The Pennsylvania Gaming Control Board recently declined to give any specifics regarding when its soon-to-launch online poker industry would join with other states’ shared player pools. Pennsylvania regulators told Online Poker Report that they “cannot predict the likelihood” that in-state operators would be allowed to share liquidity.
The commission’s tentative response may seem overly cautious. However, the success of shared player pools remains very much up in the air.
Shared player pools up to this point
There were high hopes in New Jersey when the state joined the Multi-State Internet Gaming Association. Regulators believed that the shared player pools of Nevada and Delaware would boost the state’s online poker revenue.
However, the renaissance didn’t last. As PlayNJ reported, the decision to join the MSIGA has had little to no impact on New Jersey’s online poker revenue.
None of the changes have made any impact on New Jersey’s bottom line. Increased game selection and variety would seem to attract players, but failed to do so.
Monthly revenues, which were already anemic, continued their slow decline. In fact, monthly revenues in the Garden State have remained beneath $2 million for an entire year. Long gone are the days in 2014 when revenue soared past $3 million.
On the other hand, shared liquidity has been nothing but golden for Delaware. The three months of dipping into New Jersey have generated some of the best revenue the state has seen.
In fact, June 2018 was Delaware’s best month to date, with revenue soaring past $25,000. Three out of the four highest revenue months in Delaware have occurred since the joining.
Outlook for Pennsylvania and other states
So why the improvement in Delaware but not in New Jersey? The reasons are unclear, but Steve Ruddock speculates that the infusion of play from New Jersey softened the player pool for the two existing states.
In other words, Delaware players had sharpened their teeth on the salty professionals and better rec players from Nevada. New Jersey’s inclusion dumped a large number of fish into the pond, but only to be devoured.
It’s possible that as much has occurred to the members of the Pennsylvania Gaming Control Board. Frankly, the effect might be more pronounced because of Pennsylvania’s larger size.

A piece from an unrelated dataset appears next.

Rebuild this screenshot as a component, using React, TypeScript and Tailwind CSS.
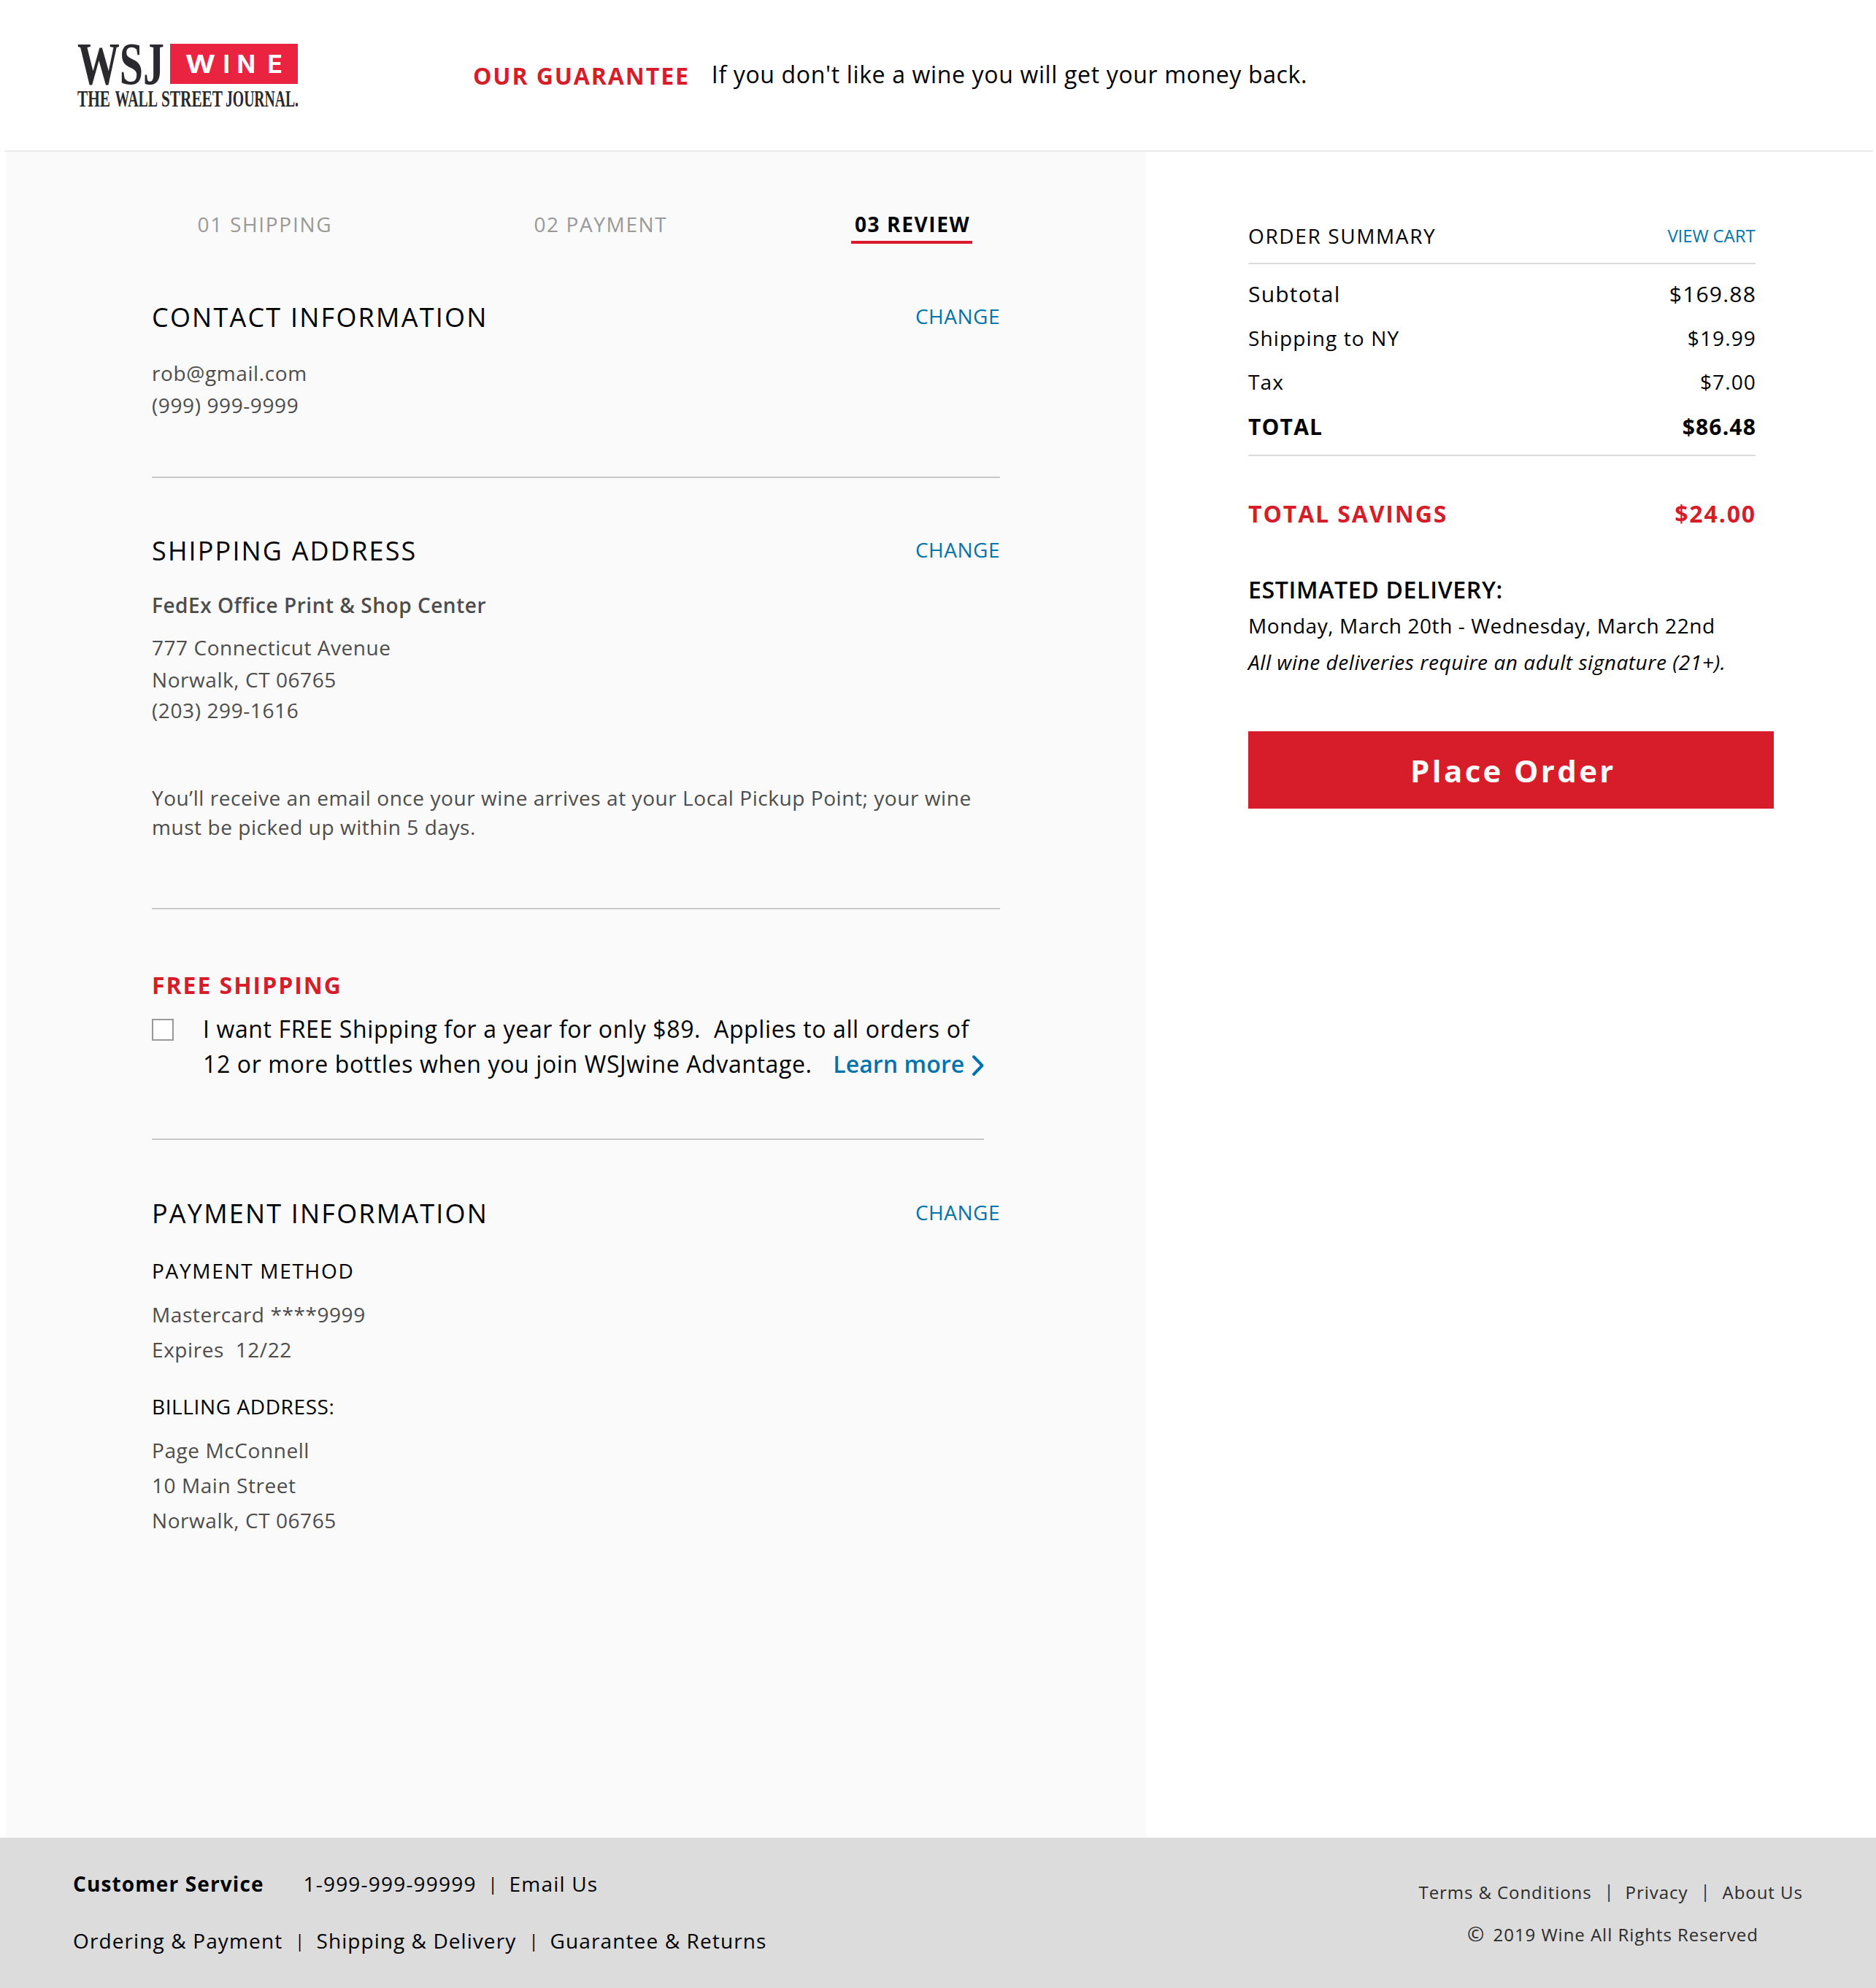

However, as Ruddock mentioned, a player pool needs a certain critical mass to survive and thrive. Increasing the player pool size represents a network externality, where the system improves as more people join and use it.
The situation in New Jersey might have been inevitable
Regardless of whether it joined the MSIGA or not, New Jersey’s online poker market was in trouble. The industry’s revenues have trended consistently downward, and there is considerable inertia toward that direction as we move forward.
It’s hard to blame New Jersey or its operators for joining up, however. There was nothing to indicate that things would improve otherwise.
As it stands, online poker is a pittance as a percentage of each online casino‘s budget. Many sites don’t even offer poker, and the ones that do account for a contribution at or below 20 percent of slot revenue.
Furthermore, both operators and gamblers in the state are far more interested in sports betting now. The opportunities to bring in new players and incentivize play are far more likely for wagers on NFL games, NBA games, and MLB contests.
New Jersey online poker is unlikely to ever cease completely. However, as sports betting and live dealer functionalities continue to establish and grow their presences, it will become tougher for it to remain relevant.